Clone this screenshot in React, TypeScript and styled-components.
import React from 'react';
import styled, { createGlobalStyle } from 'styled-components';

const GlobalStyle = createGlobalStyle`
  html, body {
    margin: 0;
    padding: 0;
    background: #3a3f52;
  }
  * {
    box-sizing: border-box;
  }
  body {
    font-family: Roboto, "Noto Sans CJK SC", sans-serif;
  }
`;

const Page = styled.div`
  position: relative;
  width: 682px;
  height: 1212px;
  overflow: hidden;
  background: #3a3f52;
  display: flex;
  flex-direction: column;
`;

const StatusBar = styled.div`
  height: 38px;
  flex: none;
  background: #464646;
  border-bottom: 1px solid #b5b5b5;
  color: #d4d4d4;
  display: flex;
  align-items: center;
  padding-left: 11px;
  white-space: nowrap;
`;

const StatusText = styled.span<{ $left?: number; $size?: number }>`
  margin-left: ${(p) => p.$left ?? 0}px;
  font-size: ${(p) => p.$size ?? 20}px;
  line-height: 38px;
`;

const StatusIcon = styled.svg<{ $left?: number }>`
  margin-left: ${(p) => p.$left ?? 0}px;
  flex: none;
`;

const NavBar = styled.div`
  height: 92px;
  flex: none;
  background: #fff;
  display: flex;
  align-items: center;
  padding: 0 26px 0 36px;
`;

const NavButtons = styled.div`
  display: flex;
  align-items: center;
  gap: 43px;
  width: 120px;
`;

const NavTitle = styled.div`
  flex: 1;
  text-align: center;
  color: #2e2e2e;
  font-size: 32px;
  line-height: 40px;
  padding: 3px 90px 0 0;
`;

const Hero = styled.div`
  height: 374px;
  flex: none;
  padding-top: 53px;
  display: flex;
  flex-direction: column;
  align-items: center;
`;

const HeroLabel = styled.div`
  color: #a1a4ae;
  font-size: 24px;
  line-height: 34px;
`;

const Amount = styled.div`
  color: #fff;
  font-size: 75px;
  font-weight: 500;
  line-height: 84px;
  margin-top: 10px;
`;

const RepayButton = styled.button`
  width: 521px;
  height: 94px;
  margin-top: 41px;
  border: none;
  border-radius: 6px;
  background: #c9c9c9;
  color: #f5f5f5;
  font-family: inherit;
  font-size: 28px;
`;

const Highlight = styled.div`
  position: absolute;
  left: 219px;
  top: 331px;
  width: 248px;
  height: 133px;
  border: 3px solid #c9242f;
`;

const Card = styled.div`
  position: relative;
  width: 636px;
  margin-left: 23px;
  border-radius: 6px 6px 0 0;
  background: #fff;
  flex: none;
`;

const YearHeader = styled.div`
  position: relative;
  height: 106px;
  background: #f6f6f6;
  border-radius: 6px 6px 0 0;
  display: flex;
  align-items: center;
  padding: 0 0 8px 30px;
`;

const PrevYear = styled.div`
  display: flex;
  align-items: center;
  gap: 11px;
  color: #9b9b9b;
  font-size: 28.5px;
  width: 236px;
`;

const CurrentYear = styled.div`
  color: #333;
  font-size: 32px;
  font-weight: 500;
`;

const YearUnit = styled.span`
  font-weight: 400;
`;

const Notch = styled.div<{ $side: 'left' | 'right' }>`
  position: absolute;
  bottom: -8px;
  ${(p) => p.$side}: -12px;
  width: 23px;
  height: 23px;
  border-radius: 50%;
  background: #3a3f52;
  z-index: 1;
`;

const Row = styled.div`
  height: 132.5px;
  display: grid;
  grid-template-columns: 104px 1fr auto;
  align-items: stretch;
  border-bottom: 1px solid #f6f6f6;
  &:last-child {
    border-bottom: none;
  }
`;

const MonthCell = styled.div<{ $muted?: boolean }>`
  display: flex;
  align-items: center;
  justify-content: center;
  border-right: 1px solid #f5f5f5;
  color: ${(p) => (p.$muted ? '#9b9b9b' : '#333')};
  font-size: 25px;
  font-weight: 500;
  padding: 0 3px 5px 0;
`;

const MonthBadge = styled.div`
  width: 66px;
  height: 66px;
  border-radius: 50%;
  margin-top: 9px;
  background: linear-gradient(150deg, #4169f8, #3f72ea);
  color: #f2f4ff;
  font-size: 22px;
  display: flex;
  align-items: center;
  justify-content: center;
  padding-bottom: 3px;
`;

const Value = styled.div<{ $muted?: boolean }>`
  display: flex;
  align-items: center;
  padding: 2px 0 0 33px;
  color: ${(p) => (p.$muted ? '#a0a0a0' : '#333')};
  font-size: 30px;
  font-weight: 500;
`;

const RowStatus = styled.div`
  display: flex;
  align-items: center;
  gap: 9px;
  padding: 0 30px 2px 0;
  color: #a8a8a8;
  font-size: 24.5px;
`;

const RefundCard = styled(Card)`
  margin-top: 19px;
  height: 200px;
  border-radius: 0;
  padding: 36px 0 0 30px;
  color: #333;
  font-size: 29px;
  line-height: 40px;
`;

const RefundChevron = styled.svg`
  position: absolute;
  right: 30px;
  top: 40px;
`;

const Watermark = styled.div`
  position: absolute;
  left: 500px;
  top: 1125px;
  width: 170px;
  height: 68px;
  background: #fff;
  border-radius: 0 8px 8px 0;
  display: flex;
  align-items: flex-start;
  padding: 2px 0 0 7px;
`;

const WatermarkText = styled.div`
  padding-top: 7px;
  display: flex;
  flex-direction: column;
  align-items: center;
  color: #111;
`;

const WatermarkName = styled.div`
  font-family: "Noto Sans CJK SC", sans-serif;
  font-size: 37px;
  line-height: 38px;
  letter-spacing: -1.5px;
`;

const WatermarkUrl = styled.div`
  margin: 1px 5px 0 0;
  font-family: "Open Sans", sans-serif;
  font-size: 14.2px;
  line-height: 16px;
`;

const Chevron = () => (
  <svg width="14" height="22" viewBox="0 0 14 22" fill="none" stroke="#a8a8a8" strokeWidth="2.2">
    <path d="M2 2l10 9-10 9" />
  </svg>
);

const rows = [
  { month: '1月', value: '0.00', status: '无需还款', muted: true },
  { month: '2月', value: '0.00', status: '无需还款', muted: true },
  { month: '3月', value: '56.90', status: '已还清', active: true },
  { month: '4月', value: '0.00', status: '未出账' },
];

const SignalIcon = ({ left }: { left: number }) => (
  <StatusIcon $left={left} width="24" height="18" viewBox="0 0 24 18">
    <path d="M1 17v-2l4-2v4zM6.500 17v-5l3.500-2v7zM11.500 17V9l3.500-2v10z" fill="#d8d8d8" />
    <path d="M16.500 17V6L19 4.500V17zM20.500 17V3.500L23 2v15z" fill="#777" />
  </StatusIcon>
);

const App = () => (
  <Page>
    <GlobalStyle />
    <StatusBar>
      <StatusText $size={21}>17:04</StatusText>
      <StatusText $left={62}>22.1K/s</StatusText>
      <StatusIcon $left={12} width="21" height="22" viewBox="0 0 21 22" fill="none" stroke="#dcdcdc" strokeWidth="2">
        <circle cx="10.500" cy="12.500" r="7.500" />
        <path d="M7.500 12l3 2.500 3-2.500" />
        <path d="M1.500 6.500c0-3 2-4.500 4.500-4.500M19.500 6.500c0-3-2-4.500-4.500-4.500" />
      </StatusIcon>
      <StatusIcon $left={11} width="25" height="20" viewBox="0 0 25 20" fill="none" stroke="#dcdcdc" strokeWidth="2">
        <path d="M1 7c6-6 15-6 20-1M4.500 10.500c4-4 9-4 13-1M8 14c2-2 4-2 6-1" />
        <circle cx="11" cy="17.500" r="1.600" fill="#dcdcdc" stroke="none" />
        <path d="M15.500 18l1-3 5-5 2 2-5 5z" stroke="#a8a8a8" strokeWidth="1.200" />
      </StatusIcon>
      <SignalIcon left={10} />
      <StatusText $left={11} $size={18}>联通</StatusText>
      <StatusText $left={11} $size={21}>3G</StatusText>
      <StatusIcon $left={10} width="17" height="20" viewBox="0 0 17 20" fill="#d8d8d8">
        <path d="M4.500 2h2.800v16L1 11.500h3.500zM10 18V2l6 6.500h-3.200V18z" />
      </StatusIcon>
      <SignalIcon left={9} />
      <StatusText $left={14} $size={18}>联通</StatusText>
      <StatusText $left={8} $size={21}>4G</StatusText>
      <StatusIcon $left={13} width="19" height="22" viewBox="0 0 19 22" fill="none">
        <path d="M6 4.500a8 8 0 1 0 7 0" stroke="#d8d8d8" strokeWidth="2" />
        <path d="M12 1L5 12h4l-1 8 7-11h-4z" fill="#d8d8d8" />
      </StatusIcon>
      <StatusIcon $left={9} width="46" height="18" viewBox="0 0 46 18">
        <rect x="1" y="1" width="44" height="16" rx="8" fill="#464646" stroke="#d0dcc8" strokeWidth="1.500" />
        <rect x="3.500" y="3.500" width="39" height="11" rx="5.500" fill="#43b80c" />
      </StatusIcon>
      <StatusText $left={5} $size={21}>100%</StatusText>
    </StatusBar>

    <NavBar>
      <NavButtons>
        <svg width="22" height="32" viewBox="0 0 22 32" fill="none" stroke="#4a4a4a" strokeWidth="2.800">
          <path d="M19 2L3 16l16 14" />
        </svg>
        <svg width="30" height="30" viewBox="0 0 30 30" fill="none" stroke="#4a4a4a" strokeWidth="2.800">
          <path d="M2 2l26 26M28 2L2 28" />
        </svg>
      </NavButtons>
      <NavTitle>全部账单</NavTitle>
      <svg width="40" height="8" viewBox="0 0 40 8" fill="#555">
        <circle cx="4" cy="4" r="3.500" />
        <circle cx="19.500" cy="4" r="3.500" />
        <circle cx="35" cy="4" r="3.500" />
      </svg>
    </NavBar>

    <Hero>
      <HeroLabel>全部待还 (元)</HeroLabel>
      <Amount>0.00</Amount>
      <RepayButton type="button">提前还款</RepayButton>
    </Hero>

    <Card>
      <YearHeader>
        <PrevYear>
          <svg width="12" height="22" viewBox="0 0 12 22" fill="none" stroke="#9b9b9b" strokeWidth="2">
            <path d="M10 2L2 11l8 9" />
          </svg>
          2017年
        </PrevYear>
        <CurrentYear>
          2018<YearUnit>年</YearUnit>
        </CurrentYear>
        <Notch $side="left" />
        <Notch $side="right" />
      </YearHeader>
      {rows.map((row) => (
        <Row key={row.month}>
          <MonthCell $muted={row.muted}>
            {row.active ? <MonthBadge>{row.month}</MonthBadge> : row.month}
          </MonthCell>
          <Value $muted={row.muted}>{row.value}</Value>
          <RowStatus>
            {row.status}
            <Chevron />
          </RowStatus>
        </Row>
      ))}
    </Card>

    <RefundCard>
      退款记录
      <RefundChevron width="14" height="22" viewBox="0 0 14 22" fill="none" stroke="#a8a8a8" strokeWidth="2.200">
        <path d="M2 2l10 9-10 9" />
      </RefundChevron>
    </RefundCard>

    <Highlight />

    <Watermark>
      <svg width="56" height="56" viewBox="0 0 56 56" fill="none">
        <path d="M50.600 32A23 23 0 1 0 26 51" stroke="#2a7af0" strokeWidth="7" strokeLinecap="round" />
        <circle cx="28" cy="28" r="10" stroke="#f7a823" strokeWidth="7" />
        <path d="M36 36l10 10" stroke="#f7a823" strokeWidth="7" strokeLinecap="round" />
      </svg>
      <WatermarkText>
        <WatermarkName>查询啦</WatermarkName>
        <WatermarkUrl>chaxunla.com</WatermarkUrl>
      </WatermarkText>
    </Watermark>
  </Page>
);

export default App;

☆ ☆ ☆ ☆ ☆ ☆ ☆

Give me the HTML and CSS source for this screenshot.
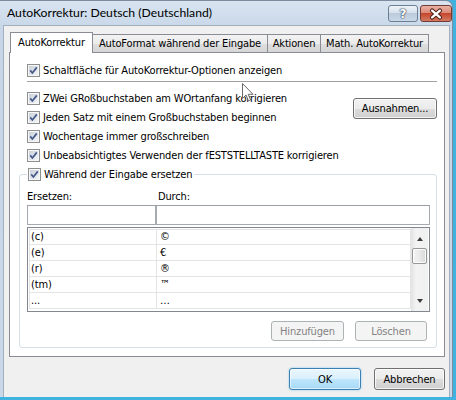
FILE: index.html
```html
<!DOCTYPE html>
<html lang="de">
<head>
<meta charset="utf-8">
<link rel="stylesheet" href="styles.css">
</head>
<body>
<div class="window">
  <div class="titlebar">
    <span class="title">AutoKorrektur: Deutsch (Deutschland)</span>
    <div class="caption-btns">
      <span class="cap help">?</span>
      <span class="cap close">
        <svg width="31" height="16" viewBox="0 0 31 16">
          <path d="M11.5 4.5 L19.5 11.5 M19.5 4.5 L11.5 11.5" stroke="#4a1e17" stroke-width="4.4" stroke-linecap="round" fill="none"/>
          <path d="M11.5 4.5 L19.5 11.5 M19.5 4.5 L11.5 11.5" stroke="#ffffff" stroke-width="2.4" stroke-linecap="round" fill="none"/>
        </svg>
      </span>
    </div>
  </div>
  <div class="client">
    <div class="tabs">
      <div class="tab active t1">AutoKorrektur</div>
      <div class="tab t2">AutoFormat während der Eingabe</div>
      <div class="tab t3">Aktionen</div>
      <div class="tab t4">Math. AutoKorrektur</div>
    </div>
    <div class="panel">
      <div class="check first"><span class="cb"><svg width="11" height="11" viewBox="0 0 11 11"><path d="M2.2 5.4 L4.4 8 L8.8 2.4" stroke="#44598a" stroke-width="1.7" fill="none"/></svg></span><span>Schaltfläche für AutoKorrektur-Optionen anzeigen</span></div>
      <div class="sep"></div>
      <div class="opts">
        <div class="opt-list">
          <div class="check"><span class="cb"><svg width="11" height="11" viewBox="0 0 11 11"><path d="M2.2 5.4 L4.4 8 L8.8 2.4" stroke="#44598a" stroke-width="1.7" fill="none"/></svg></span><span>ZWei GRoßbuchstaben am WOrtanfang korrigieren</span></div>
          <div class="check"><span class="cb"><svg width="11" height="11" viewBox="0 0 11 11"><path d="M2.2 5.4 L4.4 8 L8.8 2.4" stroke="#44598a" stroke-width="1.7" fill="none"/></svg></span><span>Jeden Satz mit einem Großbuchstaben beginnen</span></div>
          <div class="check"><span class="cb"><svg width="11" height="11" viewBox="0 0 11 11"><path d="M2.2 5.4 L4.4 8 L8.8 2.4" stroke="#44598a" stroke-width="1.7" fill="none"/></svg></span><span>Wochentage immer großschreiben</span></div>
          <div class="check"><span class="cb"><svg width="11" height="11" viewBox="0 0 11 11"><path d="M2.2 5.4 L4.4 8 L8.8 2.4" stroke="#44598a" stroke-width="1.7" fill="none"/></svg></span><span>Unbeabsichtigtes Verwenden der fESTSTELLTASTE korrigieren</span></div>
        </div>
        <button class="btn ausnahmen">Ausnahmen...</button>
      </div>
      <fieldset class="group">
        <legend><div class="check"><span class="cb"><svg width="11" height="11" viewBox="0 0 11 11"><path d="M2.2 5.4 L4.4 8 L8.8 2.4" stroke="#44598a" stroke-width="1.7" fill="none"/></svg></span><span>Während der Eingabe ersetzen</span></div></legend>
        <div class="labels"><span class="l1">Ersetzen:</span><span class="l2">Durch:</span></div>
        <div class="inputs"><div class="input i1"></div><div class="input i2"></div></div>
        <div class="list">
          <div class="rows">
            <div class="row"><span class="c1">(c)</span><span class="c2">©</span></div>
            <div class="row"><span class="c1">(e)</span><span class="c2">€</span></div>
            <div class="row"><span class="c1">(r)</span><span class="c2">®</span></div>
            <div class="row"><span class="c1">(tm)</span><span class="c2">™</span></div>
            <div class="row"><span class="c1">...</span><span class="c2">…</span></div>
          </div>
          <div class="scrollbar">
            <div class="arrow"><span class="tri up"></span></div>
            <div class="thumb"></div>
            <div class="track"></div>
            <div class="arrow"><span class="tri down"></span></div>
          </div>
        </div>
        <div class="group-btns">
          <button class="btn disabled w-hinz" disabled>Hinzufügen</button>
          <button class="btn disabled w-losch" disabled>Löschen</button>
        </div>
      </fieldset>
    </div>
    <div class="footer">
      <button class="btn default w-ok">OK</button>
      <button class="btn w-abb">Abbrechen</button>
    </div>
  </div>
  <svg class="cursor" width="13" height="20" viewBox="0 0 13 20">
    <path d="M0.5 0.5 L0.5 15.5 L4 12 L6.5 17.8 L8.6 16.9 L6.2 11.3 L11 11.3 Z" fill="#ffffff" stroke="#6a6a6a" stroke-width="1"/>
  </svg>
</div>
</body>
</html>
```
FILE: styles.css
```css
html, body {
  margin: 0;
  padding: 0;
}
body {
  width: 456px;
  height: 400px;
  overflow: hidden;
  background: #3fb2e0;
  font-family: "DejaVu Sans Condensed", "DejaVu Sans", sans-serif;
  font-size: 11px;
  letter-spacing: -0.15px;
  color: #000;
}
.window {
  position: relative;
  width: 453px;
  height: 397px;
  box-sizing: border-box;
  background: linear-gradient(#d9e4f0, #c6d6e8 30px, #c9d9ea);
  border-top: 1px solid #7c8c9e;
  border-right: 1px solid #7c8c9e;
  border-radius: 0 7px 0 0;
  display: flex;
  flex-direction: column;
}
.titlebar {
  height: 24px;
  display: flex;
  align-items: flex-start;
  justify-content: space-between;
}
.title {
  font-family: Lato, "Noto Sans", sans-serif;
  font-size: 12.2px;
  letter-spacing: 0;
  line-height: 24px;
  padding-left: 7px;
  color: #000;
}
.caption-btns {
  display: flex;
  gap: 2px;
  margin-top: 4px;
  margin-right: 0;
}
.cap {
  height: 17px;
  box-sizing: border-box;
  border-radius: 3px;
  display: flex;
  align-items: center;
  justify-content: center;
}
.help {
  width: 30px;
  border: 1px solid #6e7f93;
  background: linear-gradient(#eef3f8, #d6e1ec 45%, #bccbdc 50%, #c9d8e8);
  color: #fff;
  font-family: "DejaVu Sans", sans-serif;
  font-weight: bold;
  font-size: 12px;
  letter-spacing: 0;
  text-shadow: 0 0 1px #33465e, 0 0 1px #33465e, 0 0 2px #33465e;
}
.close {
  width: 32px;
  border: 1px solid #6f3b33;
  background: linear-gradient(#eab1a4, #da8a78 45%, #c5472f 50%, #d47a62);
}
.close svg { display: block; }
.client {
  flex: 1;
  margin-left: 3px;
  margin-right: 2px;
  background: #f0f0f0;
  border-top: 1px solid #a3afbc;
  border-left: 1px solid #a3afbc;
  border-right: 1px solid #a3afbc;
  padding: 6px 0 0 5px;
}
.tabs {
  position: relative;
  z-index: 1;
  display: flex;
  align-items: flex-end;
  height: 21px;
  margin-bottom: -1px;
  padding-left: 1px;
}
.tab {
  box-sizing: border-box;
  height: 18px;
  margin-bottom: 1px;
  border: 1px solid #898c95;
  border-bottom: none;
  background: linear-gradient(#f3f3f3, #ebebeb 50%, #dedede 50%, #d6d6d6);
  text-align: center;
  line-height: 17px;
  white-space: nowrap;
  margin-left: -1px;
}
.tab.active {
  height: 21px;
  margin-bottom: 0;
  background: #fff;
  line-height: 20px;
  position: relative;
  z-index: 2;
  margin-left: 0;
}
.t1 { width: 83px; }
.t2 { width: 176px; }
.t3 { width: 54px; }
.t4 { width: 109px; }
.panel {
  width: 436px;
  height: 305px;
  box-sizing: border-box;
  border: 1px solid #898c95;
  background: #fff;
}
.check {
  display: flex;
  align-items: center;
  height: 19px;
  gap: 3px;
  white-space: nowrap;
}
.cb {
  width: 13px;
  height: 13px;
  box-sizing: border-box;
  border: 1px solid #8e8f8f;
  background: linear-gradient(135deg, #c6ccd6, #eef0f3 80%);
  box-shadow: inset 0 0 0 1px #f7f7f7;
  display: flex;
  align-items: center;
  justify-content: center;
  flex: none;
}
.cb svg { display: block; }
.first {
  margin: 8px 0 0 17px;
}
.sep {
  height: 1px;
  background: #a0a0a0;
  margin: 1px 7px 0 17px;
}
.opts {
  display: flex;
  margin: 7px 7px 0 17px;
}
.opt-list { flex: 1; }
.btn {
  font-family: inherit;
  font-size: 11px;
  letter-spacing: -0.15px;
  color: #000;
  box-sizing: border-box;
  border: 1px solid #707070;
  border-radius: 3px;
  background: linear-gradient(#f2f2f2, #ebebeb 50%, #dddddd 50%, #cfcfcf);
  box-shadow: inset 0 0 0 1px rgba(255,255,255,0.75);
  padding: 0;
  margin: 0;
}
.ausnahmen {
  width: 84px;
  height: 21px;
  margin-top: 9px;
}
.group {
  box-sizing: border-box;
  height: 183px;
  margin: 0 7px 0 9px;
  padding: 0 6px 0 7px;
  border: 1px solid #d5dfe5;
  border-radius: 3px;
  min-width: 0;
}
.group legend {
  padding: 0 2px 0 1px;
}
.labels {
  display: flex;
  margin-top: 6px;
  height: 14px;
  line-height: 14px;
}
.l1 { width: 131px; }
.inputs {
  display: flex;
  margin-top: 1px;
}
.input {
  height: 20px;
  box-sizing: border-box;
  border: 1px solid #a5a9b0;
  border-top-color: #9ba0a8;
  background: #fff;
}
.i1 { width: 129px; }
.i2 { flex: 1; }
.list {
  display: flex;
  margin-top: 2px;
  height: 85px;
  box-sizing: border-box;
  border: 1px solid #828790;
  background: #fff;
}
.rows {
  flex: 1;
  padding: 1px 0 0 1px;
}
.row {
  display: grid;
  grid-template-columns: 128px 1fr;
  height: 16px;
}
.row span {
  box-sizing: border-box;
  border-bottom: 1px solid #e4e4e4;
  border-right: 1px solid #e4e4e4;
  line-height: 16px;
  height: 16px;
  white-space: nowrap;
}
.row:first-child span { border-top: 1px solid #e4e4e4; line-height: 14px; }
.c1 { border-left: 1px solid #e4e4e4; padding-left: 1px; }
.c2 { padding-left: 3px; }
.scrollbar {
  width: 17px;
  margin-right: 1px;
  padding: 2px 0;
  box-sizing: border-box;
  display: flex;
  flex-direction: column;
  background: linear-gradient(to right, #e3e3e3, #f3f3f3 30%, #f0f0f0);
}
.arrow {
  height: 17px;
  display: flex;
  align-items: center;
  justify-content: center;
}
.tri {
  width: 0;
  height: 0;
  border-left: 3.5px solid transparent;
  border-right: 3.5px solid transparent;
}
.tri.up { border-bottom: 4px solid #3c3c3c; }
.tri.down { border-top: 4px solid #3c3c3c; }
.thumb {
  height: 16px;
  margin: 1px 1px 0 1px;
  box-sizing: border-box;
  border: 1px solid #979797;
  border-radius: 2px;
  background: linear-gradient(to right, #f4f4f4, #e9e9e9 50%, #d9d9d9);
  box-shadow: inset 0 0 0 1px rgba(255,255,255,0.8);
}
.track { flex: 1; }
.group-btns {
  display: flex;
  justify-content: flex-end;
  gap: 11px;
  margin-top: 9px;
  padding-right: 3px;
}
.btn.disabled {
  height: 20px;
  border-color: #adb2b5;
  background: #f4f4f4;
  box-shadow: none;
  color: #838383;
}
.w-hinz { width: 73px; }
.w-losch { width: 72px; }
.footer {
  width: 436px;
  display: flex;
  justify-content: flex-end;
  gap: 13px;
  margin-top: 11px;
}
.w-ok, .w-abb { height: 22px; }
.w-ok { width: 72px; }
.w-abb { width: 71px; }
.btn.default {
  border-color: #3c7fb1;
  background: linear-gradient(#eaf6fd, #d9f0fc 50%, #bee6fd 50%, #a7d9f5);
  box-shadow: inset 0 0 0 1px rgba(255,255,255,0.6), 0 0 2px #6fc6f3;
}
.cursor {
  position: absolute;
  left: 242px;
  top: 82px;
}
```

☆ ☆ ☆ ☆ ☆ ☆ ☆

▸ **GOAL**: From the entries, report each line that includes the word "screenshot".

▸ **ANSWER BELOW**:
Clone this screenshot in React, TypeScript and styled-components.
Give me the HTML and CSS source for this screenshot.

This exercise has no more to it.